Modalités de dépôt de candidature aux élections

Adoption d’une proposition de loi dans le texte de la commission modifié

M. le président. L’ordre du jour appelle la discussion, à la demande du groupe socialiste et républicain, de la proposition de loi, adoptée par l’Assemblée nationale, relative aux modalités de dépôt de candidature aux élections (proposition n° 362 [2016-2017], texte de la commission n° 88, rapport n° 87).

Dans la discussion générale, la parole est à Mme la ministre.

Discussion générale (début)
Dossier législatif : proposition de loi relative aux modalités de dépôt de candidature aux élections
Article additionnel avant l'article 1er A

Mme Jacqueline Gourault, ministre auprès du ministre d'État, ministre de l'intérieur. Monsieur le président, monsieur le président de la commission des lois, monsieur le rapporteur, mesdames, messieurs les sénateurs, la Haute Assemblée a souhaité inscrire à l’ordre du jour de ses travaux la proposition de loi relative aux modalités de dépôt de candidature aux élections, adoptée par l’Assemblée nationale le 1er février dernier.

À l’époque, le Gouvernement avait émis un avis favorable sur ce texte, déposé par Laurence Dumont et Bruno Le Roux, qui vise à garantir le caractère volontaire des déclarations de candidature pour empêcher que des personnes ne se retrouvent candidates « malgré elles ».
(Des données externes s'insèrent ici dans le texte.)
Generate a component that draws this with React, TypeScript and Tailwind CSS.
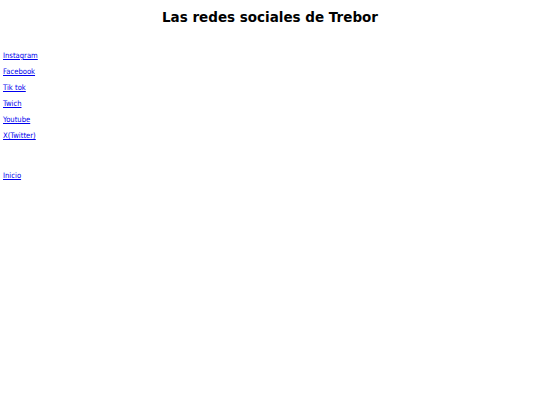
export default function App() {
  const links = ["Instagram", "Facebook", "Tik tok", "Twich", "Youtube", "X(Twitter)"];
  return (
    <div className="w-[540px] h-[405px] bg-white font-['DejaVu_Sans',sans-serif] text-black">
      <h1 className="pt-[9px] text-center text-[13.5px] font-bold leading-[17px]">Las redes sociales de Trebor</h1>
      <div className="pt-[22px] pl-[3px] flex flex-col font-['DejaVu_Sans_Condensed','DejaVu_Sans',sans-serif]">
        {links.map((l) => (
          <a key={l} href="#" className="text-[7.6px] leading-[16px] text-[#0000ee] underline w-fit">
            {l}
          </a>
        ))}
      </div>
      <div className="pt-[17px] pl-[3px] font-['DejaVu_Sans_Condensed','DejaVu_Sans',sans-serif]">
        <a href="#" className="text-[7.6px] leading-[16px] text-[#0000ee] underline">Inicio</a>
      </div>
    </div>
  );
}
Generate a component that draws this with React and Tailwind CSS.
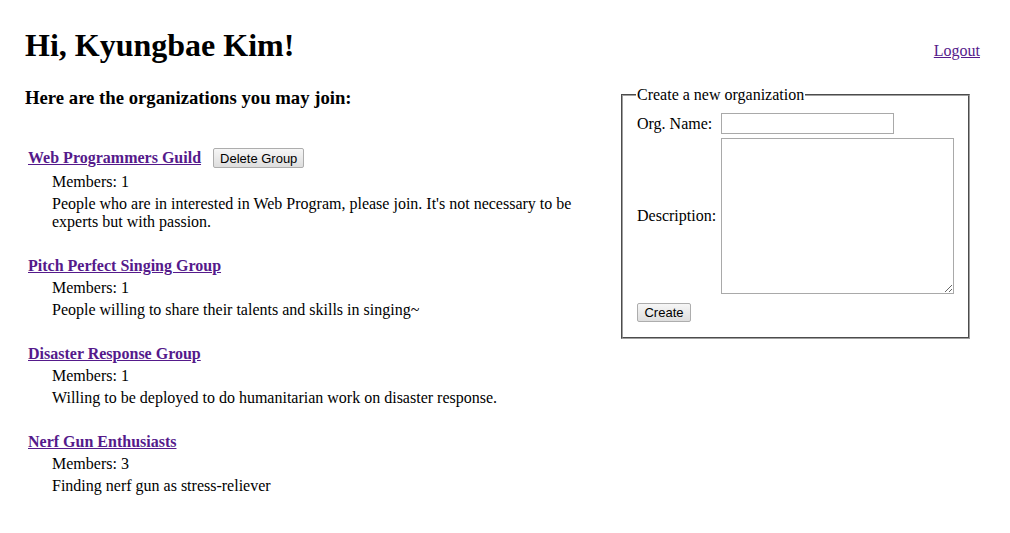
import React from 'react';

const groups = [
  {
    name: 'Web Programmers Guild',
    members: 1,
    description:
      "People who are in interested in Web Program, please join. It's not necessary to be experts but with passion.",
    canDelete: true,
  },
  {
    name: 'Pitch Perfect Singing Group',
    members: 1,
    description: 'People willing to share their talents and skills in singing~',
  },
  {
    name: 'Disaster Response Group',
    members: 1,
    description: 'Willing to be deployed to do humanitarian work on disaster response.',
  },
  {
    name: 'Nerf Gun Enthusiasts',
    members: 3,
    description: 'Finding nerf gun as stress-reliever',
  },
];

const btn =
  'rounded-[2px] border border-[#adadad] bg-gradient-to-b from-[#f6f6f6] to-[#dedede] px-[6px] font-["Liberation_Sans",Arial,sans-serif] text-[13px] leading-none text-black';

const GroupItem = ({ group }) => (
  <div className="mb-[26px]">
    <div className={`flex items-center gap-[12px] ${group.canDelete ? 'h-[22px]' : 'h-[18px]'}`}>
      <a href="#" className="text-[16px] font-bold leading-[18px] text-[#551a8b] underline">
        {group.name}
      </a>
      {group.canDelete && <button className={`${btn} h-[20px]`}>Delete Group</button>}
    </div>
    <div className="mt-[4px] pl-[24px] leading-[18px]">Members: {group.members}</div>
    <div className="mt-[4px] pl-[24px] leading-[18px]">{group.description}</div>
  </div>
);

export default function App() {
  return (
    <div className='min-h-screen bg-white px-[25px] font-["Liberation_Serif","Times_New_Roman",serif] text-[16px] text-black'>
      <div className="flex items-baseline justify-between pt-[27px] pr-[5px]">
        <h1 className="text-[32px] font-bold leading-[37px]">Hi, Kyungbae Kim!</h1>
        <a href="#" className="text-[16px] text-[#551a8b] underline">
          Logout
        </a>
      </div>

      <div className="flex items-start">
        <div className="w-[571px]">
          <h3 className="mt-[23px] text-[18.72px] font-bold leading-[22px]">
            Here are the organizations you may join:
          </h3>
          <div className="mt-[38px] pl-[3px]">
            {groups.map((g) => (
              <GroupItem key={g.name} group={g} />
            ))}
          </div>
        </div>

        <fieldset className="mt-[22px] ml-[25px] w-[349px] border-2 border-[#a0a0a0] px-[14px] pt-[9px] pb-[13px] [border-style:groove]">
          <legend className="ml-[-1px] px-[1px] leading-[18px]">Create a new organization</legend>
          <div className="grid grid-cols-[84px_auto] grid-rows-[21px_156px] gap-y-[4px]">
            <label className="flex items-center leading-[18px]">Org. Name:</label>
            <input
              type="text"
              className="block h-[21px] w-[173px] border border-[#a9a9a9] bg-white"
            />
            <label className="flex items-center leading-[18px]">Description:</label>
            <textarea className="block h-[156px] w-[233px] resize border border-[#a9a9a9] bg-white" />
          </div>
          <button className={`${btn} mt-[9px] h-[19px] w-[54px]`}>Create</button>
        </fieldset>
      </div>
    </div>
  );
}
Avant d’évoquer le contexte et le contenu de ce texte, je souhaite m’arrêter un instant sur ces candidats malgré eux. De quoi parlons-nous ? De personnes qui, sous l’effet de manœuvres frauduleuses, figurent contre leur gré dans une déclaration de candidature. Ces personnes, souvent âgées, ont signé à leur insu le formulaire CERFA de candidature, alors que celui-ci leur a été présenté comme une pétition, un parrainage ou même une demande d’inscription sur les listes électorales.

Ces irrégularités, qui concernent principalement les scrutins de liste et, de manière plus marginale, les scrutins majoritaires uninominaux ou plurinominaux, sont le fait de candidats qui, ne trouvant pas de suppléant ou un nombre suffisant de candidats volontaires pour déposer une liste complète, choisissent alors, de manière délibérée, de compléter leur candidature en y inscrivant des personnes sans leur consentement.
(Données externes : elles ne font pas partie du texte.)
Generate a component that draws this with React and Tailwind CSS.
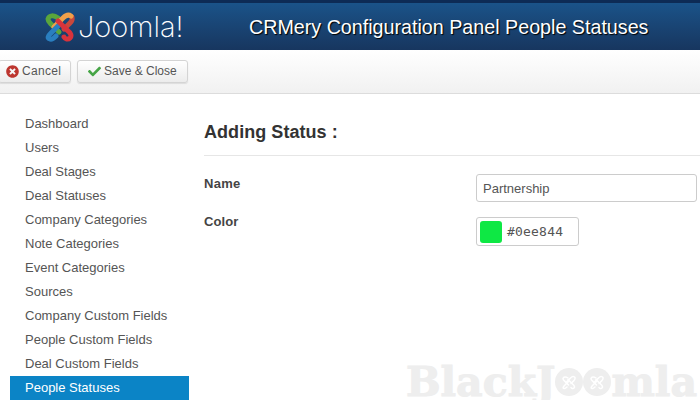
import React from "react";
import { FaTimesCircle, FaCheck } from "react-icons/fa";

const items = ["Dashboard","Users","Deal Stages","Deal Statuses","Company Categories","Note Categories","Event Categories","Sources","Company Custom Fields","People Custom Fields","Deal Custom Fields"];

function Mark({ size = 32, c = ["#5aa63c","#c9483c","#f0a04a","#2a7fc0","#d8333c"], w = 5 }) {
  return (
    <svg width={size} height={size * 30 / 32} viewBox="0 0 32 30" fill="none" strokeWidth={w} strokeLinecap="round" strokeLinejoin="round">
      <path d="M14 6C10 3 5 3 4 7C4 10 6 11 8 13L15 20" stroke={c[0]} />
      <path d="M28 5C29 9 27 10 25 12L20 17" stroke={c[1]} />
      <path d="M27 4C24 2 21 4 19 6L10 15" stroke={c[2]} />
      <path d="M15 13L7 21C4 24 3 26 6 27C8 28 10 26 12 24" stroke={c[3]} />
      <path d="M14 9L23 18C27 21 28 24 26 26C24 28 21 27 20 25" stroke={c[4]} />
    </svg>
  );
}

const grey = ["#fff","#fff","#fff","#fff","#fff"];

function Btn({ icon, label, className, textClass }) {
  return (
    <div className={"flex h-[23px] items-center rounded-[3px] border border-[#d4d4d4] bg-gradient-to-b from-white to-[#ececec] shadow-[0_1px_1px_#ddd] text-[12px] text-[#555] " + className}>
      {icon}
      <span className={"-mt-[1px] " + textClass}>{label}</span>
    </div>
  );
}

export default function App() {
  return (
    <div className="w-[700px] h-[400px] overflow-hidden bg-white flex flex-col font-['Liberation_Sans',Arial,sans-serif]">
      <header className="h-[50px] shrink-0 border-t-[3px] border-[#0d2b55] bg-gradient-to-b from-[#1a5389] to-[#17365f] flex items-center">
        <div className="ml-[44px] flex items-center">
          <Mark />
          <span className="ml-[2px] font-['Inter',sans-serif] font-extralight text-[29px] leading-none text-white w-[125px]">Joomla!</span>
        </div>
        <h1 className="ml-[46px] mt-[2px] text-[19.7px] text-white whitespace-nowrap [text-shadow:1px_1px_1px_#000]">CRMery Configuration Panel People Statuses</h1>
      </header>
      <div className="h-[44px] shrink-0 border-b border-[#dcdcdc] bg-gradient-to-b from-white to-[#f1f1f1] flex items-center gap-[6px]">
        <Btn className="-ml-[2px] w-[73px] pl-[7px] gap-[3px]" textClass="tracking-[0.3px]" icon={<FaTimesCircle className="text-[#bd362f] text-[13px]" />} label="Cancel" />
        <Btn className="w-[111px] pl-[10px] gap-[3px]" textClass="" icon={<FaCheck className="text-[#46a546] text-[13px]" />} label="Save & Close" />
      </div>
      <div className="flex flex-1 min-h-0">
        <nav className="ml-[10px] w-[179px] shrink-0 pt-[18px] text-[13px] text-[#555]">
          {items.map((t) => (
            <div key={t} className="h-[24px] pl-[15px] flex items-center">{t}</div>
          ))}
          <div className="h-[24px] pl-[15px] flex items-center bg-[#0b84c6] text-white">People Statuses</div>
        </nav>
        <main className="relative flex-1 pl-[15px]">
          <h2 className="h-[62px] pt-[16px] border-b border-[#e6e6e6] flex items-center text-[18px] font-bold text-[#333] tracking-[0.05px]">Adding Status :</h2>
          <div className="mt-[18px] flex h-[28px]">
            <label className="w-[272px] text-[13px] font-bold text-[#444] tracking-[0.3px] leading-[20px]">Name</label>
            <div className="w-[221px] h-[28px] rounded-[3px] border border-[#ccc] pl-[6px] pt-[1px] flex items-center text-[13px] text-[#555]">Partnership</div>
          </div>
          <div className="mt-[15px] flex">
            <label className="w-[272px] text-[13px] font-bold text-[#444] tracking-[0.1px] leading-[20px] -mt-[5px]">Color</label>
            <div className="w-[103px] h-[29px] rounded-[3px] border border-[#ccc] flex items-center pl-[3px] gap-[5px]">
              <div className="w-[22px] h-[22px] rounded-[3px] bg-[#0ee844]" />
              <span className="font-['DejaVu_Sans_Mono',monospace] text-[13px] tracking-[0.2px] text-[#555]">#0ee844</span>
            </div>
          </div>
          <div className="absolute right-[3px] bottom-0 h-[36px] flex items-center font-['DejaVu_Serif',serif] font-bold text-[41px] leading-[36px] text-[#eeeeee] [-webkit-text-stroke:1px_#eeeeee]">
            <span>BlackJ</span>
            <span className="w-[28px] h-[28px] rounded-full bg-[#eeeeee] flex items-center justify-center"><Mark size={16} w={3} c={grey} /></span>
            <span className="w-[28px] h-[28px] rounded-full bg-[#eeeeee] flex items-center justify-center"><Mark size={16} w={3} c={grey} /></span>
            <span>mla</span>
          </div>
        </main>
      </div>
    </div>
  );
}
Les conséquences de ces manœuvres frauduleuses sont lourdes.

Pour les candidats malgré eux, cela se traduit par l’impossibilité de retirer leur candidature dès lors que le délai de dépôt est forclos ou lorsque la déclaration de candidature a été déposée auprès des services de l’État. Cela se traduit également par l’impossibilité d’obtenir le retrait de la propagande électorale et des bulletins de vote sur lesquels figure leur nom, ce qui est extrêmement préjudiciable lorsqu’ils ne partagent pas les principes et valeurs du candidat titulaire ou tête de liste.

Pour les électeurs, ces fraudes sont susceptibles d’altérer le sens du vote, mais, surtout, alimentent une défiance à l’égard du système électoral.
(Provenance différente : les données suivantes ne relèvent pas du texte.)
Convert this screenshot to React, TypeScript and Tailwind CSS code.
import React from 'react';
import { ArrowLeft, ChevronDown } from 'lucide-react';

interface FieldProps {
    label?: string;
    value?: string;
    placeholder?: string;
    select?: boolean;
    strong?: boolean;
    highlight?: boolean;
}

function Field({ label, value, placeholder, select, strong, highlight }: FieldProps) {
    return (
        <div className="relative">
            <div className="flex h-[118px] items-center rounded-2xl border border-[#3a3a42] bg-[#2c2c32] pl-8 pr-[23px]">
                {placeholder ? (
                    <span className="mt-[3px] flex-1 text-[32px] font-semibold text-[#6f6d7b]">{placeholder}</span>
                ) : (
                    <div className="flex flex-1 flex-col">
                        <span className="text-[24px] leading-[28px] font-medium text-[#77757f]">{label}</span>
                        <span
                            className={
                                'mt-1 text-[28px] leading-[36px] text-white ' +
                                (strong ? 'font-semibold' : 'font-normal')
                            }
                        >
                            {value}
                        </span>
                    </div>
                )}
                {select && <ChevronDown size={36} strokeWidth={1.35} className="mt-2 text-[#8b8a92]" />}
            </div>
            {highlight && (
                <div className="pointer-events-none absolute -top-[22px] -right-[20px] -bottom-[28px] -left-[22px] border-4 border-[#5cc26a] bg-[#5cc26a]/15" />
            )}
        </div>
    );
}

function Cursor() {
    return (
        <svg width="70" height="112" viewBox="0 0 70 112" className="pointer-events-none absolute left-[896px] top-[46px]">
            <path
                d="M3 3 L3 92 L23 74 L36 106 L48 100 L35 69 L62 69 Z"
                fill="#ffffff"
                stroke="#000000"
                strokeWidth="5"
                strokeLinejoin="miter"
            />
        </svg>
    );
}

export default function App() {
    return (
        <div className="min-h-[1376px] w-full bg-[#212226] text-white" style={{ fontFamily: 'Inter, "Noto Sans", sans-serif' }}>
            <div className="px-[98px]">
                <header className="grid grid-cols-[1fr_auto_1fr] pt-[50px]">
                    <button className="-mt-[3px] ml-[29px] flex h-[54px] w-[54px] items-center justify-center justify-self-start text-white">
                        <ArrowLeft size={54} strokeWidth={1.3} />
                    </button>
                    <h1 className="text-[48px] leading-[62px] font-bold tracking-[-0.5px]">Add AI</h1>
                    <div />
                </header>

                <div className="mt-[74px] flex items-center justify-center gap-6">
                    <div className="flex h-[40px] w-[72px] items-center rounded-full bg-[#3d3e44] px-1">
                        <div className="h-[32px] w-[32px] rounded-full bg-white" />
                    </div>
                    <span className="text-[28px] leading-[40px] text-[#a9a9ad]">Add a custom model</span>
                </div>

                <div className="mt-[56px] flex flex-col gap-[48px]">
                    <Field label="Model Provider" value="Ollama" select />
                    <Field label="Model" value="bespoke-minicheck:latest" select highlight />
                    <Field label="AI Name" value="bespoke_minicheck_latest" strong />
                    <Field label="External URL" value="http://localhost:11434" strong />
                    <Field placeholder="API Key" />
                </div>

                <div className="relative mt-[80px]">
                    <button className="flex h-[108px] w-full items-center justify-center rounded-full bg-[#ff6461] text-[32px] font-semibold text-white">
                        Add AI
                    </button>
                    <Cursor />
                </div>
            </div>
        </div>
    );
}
Pour les autres candidats au scrutin, ces manœuvres introduisent des inégalités dans la constitution des candidatures. Pour ceux qui ont gagné l’élection, elles constituent un préjudice lorsqu’elles conduisent à l’annulation du scrutin.

Mesdames, messieurs les sénateurs, il s’agit d’un sujet qui, en touchant à la sincérité du scrutin, est au cœur de notre démocratie. C’est pourquoi le Gouvernement se félicite que la Haute Assemblée s’en soit emparée pour en débattre.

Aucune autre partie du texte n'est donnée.